Set down the material below in full, matching it exactly.
Begin
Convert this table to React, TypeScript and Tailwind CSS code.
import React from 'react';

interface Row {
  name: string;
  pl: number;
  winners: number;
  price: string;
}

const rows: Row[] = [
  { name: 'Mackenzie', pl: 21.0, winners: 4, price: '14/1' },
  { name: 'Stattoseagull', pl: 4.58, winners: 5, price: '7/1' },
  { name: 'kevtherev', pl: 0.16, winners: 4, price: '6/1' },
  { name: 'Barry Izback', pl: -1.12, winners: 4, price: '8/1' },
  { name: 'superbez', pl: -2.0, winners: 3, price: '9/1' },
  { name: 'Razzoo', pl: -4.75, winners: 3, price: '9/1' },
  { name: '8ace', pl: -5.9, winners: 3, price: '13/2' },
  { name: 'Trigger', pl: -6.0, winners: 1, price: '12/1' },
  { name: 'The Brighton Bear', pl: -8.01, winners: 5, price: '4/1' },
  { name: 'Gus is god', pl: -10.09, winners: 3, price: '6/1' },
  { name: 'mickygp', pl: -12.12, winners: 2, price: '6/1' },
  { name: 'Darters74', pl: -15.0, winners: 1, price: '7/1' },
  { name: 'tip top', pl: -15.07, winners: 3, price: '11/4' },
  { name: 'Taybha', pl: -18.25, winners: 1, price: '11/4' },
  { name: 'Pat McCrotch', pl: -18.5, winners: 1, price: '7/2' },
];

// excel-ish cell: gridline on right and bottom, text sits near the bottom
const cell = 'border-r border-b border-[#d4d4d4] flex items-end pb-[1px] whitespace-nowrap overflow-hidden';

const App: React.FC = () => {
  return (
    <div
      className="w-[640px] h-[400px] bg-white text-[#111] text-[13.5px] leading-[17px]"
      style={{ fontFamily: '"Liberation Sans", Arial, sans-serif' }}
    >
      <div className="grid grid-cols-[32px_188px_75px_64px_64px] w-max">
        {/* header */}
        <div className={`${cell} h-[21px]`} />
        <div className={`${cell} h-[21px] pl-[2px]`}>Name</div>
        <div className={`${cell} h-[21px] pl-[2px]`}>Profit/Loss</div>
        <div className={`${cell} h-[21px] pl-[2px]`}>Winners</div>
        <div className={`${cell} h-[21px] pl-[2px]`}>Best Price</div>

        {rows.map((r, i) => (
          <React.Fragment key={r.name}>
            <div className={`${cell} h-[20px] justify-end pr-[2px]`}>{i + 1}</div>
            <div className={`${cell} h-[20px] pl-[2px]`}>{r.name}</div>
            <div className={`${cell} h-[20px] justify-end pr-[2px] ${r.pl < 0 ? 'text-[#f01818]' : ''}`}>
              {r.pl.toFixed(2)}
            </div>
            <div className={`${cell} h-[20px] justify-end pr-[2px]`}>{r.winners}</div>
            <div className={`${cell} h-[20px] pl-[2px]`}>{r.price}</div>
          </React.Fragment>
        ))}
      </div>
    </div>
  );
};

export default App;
End
▶ _Written solution_:
Convert this table to React, TypeScript and Tailwind CSS code.
import React from 'react';

interface Row {
  name: string;
  pl: number;
  winners: number;
  price: string;
}

const rows: Row[] = [
  { name: 'Mackenzie', pl: 21.0, winners: 4, price: '14/1' },
  { name: 'Stattoseagull', pl: 4.58, winners: 5, price: '7/1' },
  { name: 'kevtherev', pl: 0.16, winners: 4, price: '6/1' },
  { name: 'Barry Izback', pl: -1.12, winners: 4, price: '8/1' },
  { name: 'superbez', pl: -2.0, winners: 3, price: '9/1' },
  { name: 'Razzoo', pl: -4.75, winners: 3, price: '9/1' },
  { name: '8ace', pl: -5.9, winners: 3, price: '13/2' },
  { name: 'Trigger', pl: -6.0, winners: 1, price: '12/1' },
  { name: 'The Brighton Bear', pl: -8.01, winners: 5, price: '4/1' },
  { name: 'Gus is god', pl: -10.09, winners: 3, price: '6/1' },
  { name: 'mickygp', pl: -12.12, winners: 2, price: '6/1' },
  { name: 'Darters74', pl: -15.0, winners: 1, price: '7/1' },
  { name: 'tip top', pl: -15.07, winners: 3, price: '11/4' },
  { name: 'Taybha', pl: -18.25, winners: 1, price: '11/4' },
  { name: 'Pat McCrotch', pl: -18.5, winners: 1, price: '7/2' },
];

// excel-ish cell: gridline on right and bottom, text sits near the bottom
const cell = 'border-r border-b border-[#d4d4d4] flex items-end pb-[1px] whitespace-nowrap overflow-hidden';

const App: React.FC = () => {
  return (
    <div
      className="w-[640px] h-[400px] bg-white text-[#111] text-[13.5px] leading-[17px]"
      style={{ fontFamily: '"Liberation Sans", Arial, sans-serif' }}
    >
      <div className="grid grid-cols-[32px_188px_75px_64px_64px] w-max">
        {/* header */}
        <div className={`${cell} h-[21px]`} />
        <div className={`${cell} h-[21px] pl-[2px]`}>Name</div>
        <div className={`${cell} h-[21px] pl-[2px]`}>Profit/Loss</div>
        <div className={`${cell} h-[21px] pl-[2px]`}>Winners</div>
        <div className={`${cell} h-[21px] pl-[2px]`}>Best Price</div>

        {rows.map((r, i) => (
          <React.Fragment key={r.name}>
            <div className={`${cell} h-[20px] justify-end pr-[2px]`}>{i + 1}</div>
            <div className={`${cell} h-[20px] pl-[2px]`}>{r.name}</div>
            <div className={`${cell} h-[20px] justify-end pr-[2px] ${r.pl < 0 ? 'text-[#f01818]' : ''}`}>
              {r.pl.toFixed(2)}
            </div>
            <div className={`${cell} h-[20px] justify-end pr-[2px]`}>{r.winners}</div>
            <div className={`${cell} h-[20px] pl-[2px]`}>{r.price}</div>
          </React.Fragment>
        ))}
      </div>
    </div>
  );
};

export default App;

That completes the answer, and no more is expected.